Pero también él, como nosotros, tuvo su lado oscuro.  Hubo hambre en la tierra de su tiempo. Tenía que buscar comida y sustento para su vida y sus animales.  Cuando se dio cuenta que la cosa iba para largo, tuvo la brillante idea de ir a Egipto a buscar alimento. 

Pero hizo lo que nunca debió hacer: Poner en peligro a su esposa. Y no dudó en hacerlo. Tramó un engaño diciendo que ella era su hermana y no su esposa. Faraón la tomó y se la llevó a su harén para que la prepararan porque en algún momento iba a llamarla para que durmiera con él. 

Todo iba bien con Abram. Era conocido por sus altares, por su relación con el Señor, por tener Su favor y su bendición.  Pero eso no le bastó a este patriarca. Permitió que la duda y el temor llenaran su corazón y no prestó atención al honor de su esposa. La expuso vergonzosamente a que fuera llevada el harén con tal de salvar su vida.

Hoy, cada vez que se predica sobre la vida de este gran hombre, no puede dejar de hablar de este fracaso.  El honor de una persona es sagrado. Deshonrar a alguien es hablar mal del mismo Dios que lo ha creado.

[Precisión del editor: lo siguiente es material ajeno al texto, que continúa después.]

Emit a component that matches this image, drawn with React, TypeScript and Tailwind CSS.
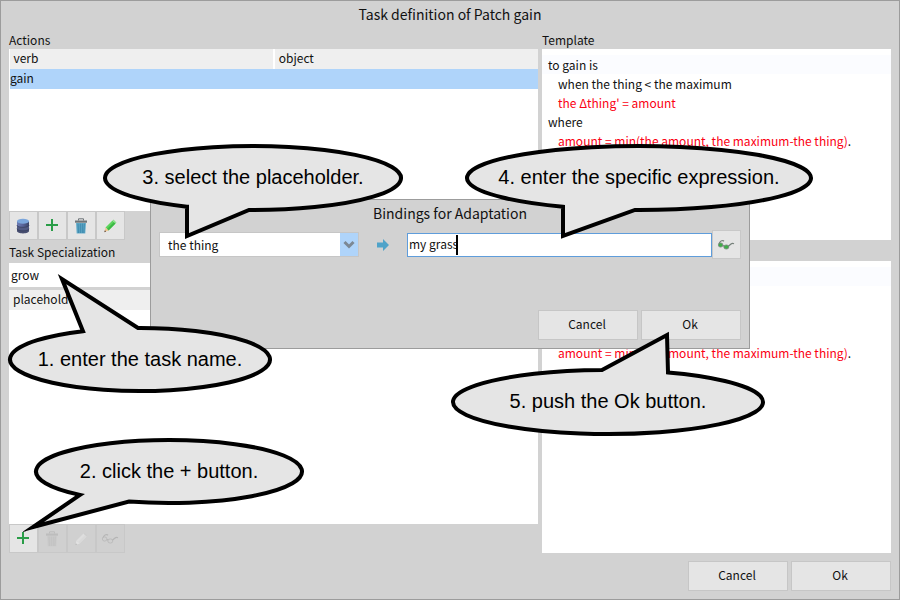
import type { ReactNode } from "react";

type IconProps = { muted?: boolean };

function DatabaseIcon() {
  return (
    <svg width="16" height="16" viewBox="0 0 16 16" aria-hidden="true">
      <defs>
        <linearGradient id="dbBody" x1="0" x2="1" y1="0" y2="0">
          <stop offset="0" stopColor="#6d7cb4" />
          <stop offset="0.45" stopColor="#5a669c" />
          <stop offset="1" stopColor="#3b4468" />
        </linearGradient>
      </defs>
      <path d="M2 10.500v2.500c0 1.300 2.700 2.400 6 2.400s6-1.100 6-2.400v-2.500z" fill="#474e70" />
      <path d="M2 6.800v3.700c0 1.300 2.700 2.300 6 2.300s6-1 6-2.300V6.800z" fill="#515a83" />
      <path d="M2 3v4c0 1.300 2.700 2.300 6 2.300s6-1 6-2.300V3z" fill="url(#dbBody)" />
      <path d="M2 7c0 1.300 2.700 2.300 6 2.300s6-1 6-2.300M2 10.600c0 1.300 2.700 2.300 6 2.300s6-1 6-2.300" fill="none" stroke="#343b58" strokeWidth="0.7" />
      <ellipse cx="8" cy="3.200" rx="6" ry="2.500" fill="#7ba6dc" />
    </svg>
  );
}

function PlusIcon() {
  return (
    <svg width="16" height="16" viewBox="0 0 16 16" className="-mt-px" aria-hidden="true">
      <path d="M8 2v12M2 8h12" stroke="#2a9d48" strokeWidth="2" fill="none" />
    </svg>
  );
}

function TrashIcon({ muted }: IconProps) {
  const body = muted ? "#cbcbcb" : "#66aecb";
  const stripe = muted ? "#c1c1c1" : "#3582a8";
  const lid = muted ? "#bdbdbd" : "#6d7478";
  return (
    <svg width="16" height="16" viewBox="0 0 16 16" aria-hidden="true">
      <path d="M5.500 2.500V.8h5v1.700" fill="none" stroke={lid} />
      <path d="M2 2.500h12v2.200H2z" fill={lid} />
      <path d="M3 5h10l-.7 10.500H3.700z" fill={body} />
      <path d="M5 5.500l.3 9.500M7.200 5.500V15M9.200 5.500V15M11.200 5.500l-.3 9.500" stroke={stripe} fill="none" />
    </svg>
  );
}

function PencilIcon({ muted }: IconProps) {
  return (
    <svg width="16" height="16" viewBox="0 0 16 16" aria-hidden="true">
      <path d="M10.500 2.500l3 3-7 7-3-3z" fill={muted ? "#dedede" : "#5bd55c"} />
      <path d="M12 4l1.500 1.500-7 7L5 11z" fill={muted ? "#d9d9d9" : "#3cb945"} />
      <path d="M3.500 9.500l3 3L2.500 14z" fill={muted ? "#e2e2e2" : "#f0c592"} />
      <path d="M2.900 12.300L2.300 14.200l1.800-.7z" fill={muted ? "#b5b5b5" : "#4a3b30"} />
      <path d="M10.500 2.500l1-1 3 3-1 1z" fill={muted ? "#cdcdcd" : "#8ee08d"} />
    </svg>
  );
}

function GlassesIcon({ muted }: IconProps) {
  const wire = muted ? "#b5b5b5" : "#75807a";
  return (
    <svg width="18" height="16" viewBox="0 0 18 16" aria-hidden="true">
      <path d="M2 7c.6-2 2.500-3.500 4-3.500l1 .8M11 9.500l3-2.500c1-.8 2-.8 3-.2" fill="none" stroke={wire} strokeWidth="1.200" />
      <path d="M5.500 8.500l2 .6" stroke={wire} strokeWidth="1.200" />
      <ellipse cx="3.600" cy="8" rx="2.300" ry="2.100" fill={muted ? "#cfcfcf" : "#3fae49"} stroke={wire} strokeWidth="0.700" />
      <ellipse cx="9.300" cy="10" rx="2.500" ry="2.100" fill={muted ? "#cfcfcf" : "#3fae49"} stroke={wire} strokeWidth="0.700" />
    </svg>
  );
}

function IconButton({ label, disabled, children }: { label: string; disabled?: boolean; children: ReactNode }) {
  return (
    <button
      type="button"
      aria-label={label}
      disabled={disabled}
      className="flex h-[29px] w-[29px] shrink-0 items-center justify-center border border-[#c8c8c8] bg-[#e5e5e5] pr-px disabled:bg-[#d0d0d0]"
    >
      {children}
    </button>
  );
}

function TextButton({ children }: { children: ReactNode }) {
  return (
    <button type="button" className="flex h-[30px] w-[100px] items-center justify-center border border-[#c6c6c6] bg-[#e5e5e5] pr-0.5 pb-0.5">
      {children}
    </button>
  );
}

type CalloutProps = {
  text: string;
  className: string;
  width: number;
  height: number;
  /** Horizontal positions where the tail leaves the ellipse. */
  from: number;
  to: number;
  tip: [number, number];
};

/** Speech balloon: an ellipse with a pointed tail on its upper or lower side. */
function Callout({ text, className, width, height, from, to, tip }: CalloutProps) {
  const rx = width / 2;
  const ry = height / 2;
  const below = tip[1] > ry;
  const edge = (x: number) => {
    const dy = ry * Math.sqrt(1 - ((x - rx) / rx) ** 2);
    return below ? ry + dy : ry - dy;
  };
  const sweep = below ? 0 : 1;
  const d = `M${from} ${edge(from)}L${tip[0]} ${tip[1]}L${to} ${edge(to)}A${rx} ${ry} 0 1 ${sweep} ${from} ${edge(from)}Z`;
  return (
    <div className={`pointer-events-none absolute z-20 flex items-center justify-center pb-0.5 ${className}`}>
      <svg width={width} height={height} className="absolute inset-0 overflow-visible" aria-hidden="true">
        <path d={d} fill="#e5e5e5" stroke="#000" strokeWidth="4" strokeMiterlimit="10" />
      </svg>
      <span className="relative whitespace-nowrap font-['Liberation_Sans',Arial,sans-serif] text-xl leading-6 text-black">{text}</span>
    </div>
  );
}

function AmountLine() {
  return (
    <div className="pl-4">
      <span className="text-[#fb0013]">amount = min(the amount, the maximum-the thing)</span>.
    </div>
  );
}

export default function App() {
  return (
    <div className="relative flex min-h-screen flex-col border border-[#9c9c9c] bg-[#d2d2d2] px-2 pb-2 font-['Noto_Sans_CJK_SC',sans-serif] text-xs leading-4 text-[#111]">
      <h1 className="pt-[3px] text-center text-sm leading-5">Task definition of Patch gain</h1>

      <main className="grid flex-1 grid-cols-[529fr_349fr] gap-1 pt-2">
        <section className="flex flex-col">
          <h2 className="pb-px">Actions</h2>
          <div className="h-[162px] bg-white">
            <table className="w-full table-fixed border-collapse text-left">
              <thead>
                <tr className="h-5 bg-[#efefef]">
                  <th className="w-1/2 border-r-2 border-white p-0 pb-0.5 pl-1 font-normal">verb</th>
                  <th className="p-0 pb-0.5 pl-1 font-normal">object</th>
                </tr>
              </thead>
              <tbody>
                <tr className="h-5 bg-[#afd4fa]">
                  <td className="border-l border-white p-0 pb-0.5">gain</td>
                  <td className="p-0" />
                </tr>
              </tbody>
            </table>
          </div>
          <div className="flex">
            <IconButton label="Inspect"><DatabaseIcon /></IconButton>
            <IconButton label="Add action"><PlusIcon /></IconButton>
            <IconButton label="Remove action"><TrashIcon /></IconButton>
            <IconButton label="Edit action"><PencilIcon /></IconButton>
          </div>
          <label htmlFor="task" className="pt-1 pb-[3px]">Task Specialization</label>
          <input id="task" defaultValue="grow" className="h-6 w-full bg-white px-0.5 pb-0.5 outline-none" />
          <div className="mt-[3px] flex-1 bg-white">
            <div className="h-5 bg-[#efefef] pt-px pl-1">placeholder</div>
          </div>
          <div className="flex">
            <IconButton label="Add binding"><PlusIcon /></IconButton>
            <IconButton label="Remove binding" disabled><TrashIcon muted /></IconButton>
            <IconButton label="Edit binding" disabled><PencilIcon muted /></IconButton>
            <IconButton label="Browse binding" disabled><GlassesIcon muted /></IconButton>
          </div>
        </section>

        <section className="flex flex-col">
          <h2 className="pb-px">Template</h2>
          <div className="h-[191px] bg-white pt-[6px] leading-[19px]">
            <div className="bg-[#fbfcff] pl-[6px]">to gain is</div>
            <div className="pl-4">when the thing &lt; the maximum</div>
            <div className="pl-4 text-[#fb0013]">the Δthing' = amount</div>
            <div className="pl-[6px]">where</div>
            <AmountLine />
          </div>
          <div className="mt-[21px] flex-1 bg-white pt-[6px] leading-[19px]">
            <div className="mb-[57px] h-[19px] bg-[#fbfcff]" />
            <AmountLine />
          </div>
        </section>
      </main>

      <footer className="flex justify-end gap-[3px] pt-2">
        <TextButton>Cancel</TextButton>
        <TextButton>Ok</TextButton>
      </footer>

      <Callout text="1. enter the task name." className="left-[9px] top-[327px] h-[63px] w-[260px]" width={260} height={63} from={73} to={128} tip={[52, -49]} />
      <Callout text="2. click the + button." className="left-[35px] top-[439px] h-[63px] w-[266px]" width={266} height={63} from={44} to={93} tip={[-3, 87]} />

      <div role="dialog" aria-labelledby="dialog-title" className="absolute top-[198px] left-1/2 z-10 flex h-[150px] w-[600px] -translate-x-1/2 flex-col border border-[#9c9c9c] bg-[#d2d2d2] px-2 pb-2">
        <h2 id="dialog-title" className="pt-[3px] text-center text-sm leading-5">Bindings for Adaptation</h2>
        <div className="flex items-center pt-[7px]">
          <div className="relative flex h-[25px] w-[200px] border border-[#c6c6c6]">
            <select aria-label="Placeholder" className="w-full appearance-none bg-white pl-2 outline-none">
              <option>the thing</option>
            </select>
            <span className="pointer-events-none absolute inset-y-0 right-0 flex w-[18px] items-center justify-center bg-[#afd4fa]">
              <svg width="12" height="10" viewBox="0 0 12 10" aria-hidden="true">
                <path d="M1.500 2L6 6.500 10.500 2" fill="none" stroke="#7c8894" strokeWidth="3" />
              </svg>
            </span>
          </div>
          <svg width="14" height="14" viewBox="0 0 14 14" className="mx-[17px] shrink-0" aria-hidden="true">
            <path d="M1 4.500h6V1l6 6-6 6V9.500H1z" fill="#4fa3c9" />
          </svg>
          <div className="relative flex h-6 flex-1">
            <input aria-label="Expression" defaultValue="my grass" className="h-6 w-full border border-[#5f9ddb] bg-white px-px pb-0.5 outline-none" />
            <span className="absolute top-0.5 left-[49px] h-5 w-0.5 bg-black" />
          </div>
          <IconButton label="Browse expression"><GlassesIcon /></IconButton>
        </div>
        <div className="mt-auto flex justify-end gap-[3px]">
          <TextButton>Cancel</TextButton>
          <TextButton>Ok</TextButton>
        </div>

        <Callout text="3. select the placeholder." className="-left-[46px] -top-[54px] h-[64px] w-[296px]" width={296} height={64} from={82} to={144} tip={[82, 90]} />
        <Callout text="4. enter the specific expression." className="left-[316px] -top-[54px] h-[64px] w-[344px]" width={344} height={64} from={96} to={168} tip={[96, 90]} />
        <Callout text="5. push the Ok button." className="left-[302px] top-[170px] h-[64px] w-[310px]" width={310} height={64} from={149} to={215} tip={[214, -35]} />
      </div>
    </div>
  );
}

Nada es nuestro. Ni siquiera el derecho de denigrar y hablar mal de nadie. Ese es el fracaso de los políticos que aspiran a puestos de importancia de un país: Basan sus discursos en hablar mal y expresar diatribas en contra de sus contrincantes y luego, cuando ya están en el poder, hacen cosas peores que sus antecesores. No vieron sus vigas por estar viendo las pajas en ojo ajeno.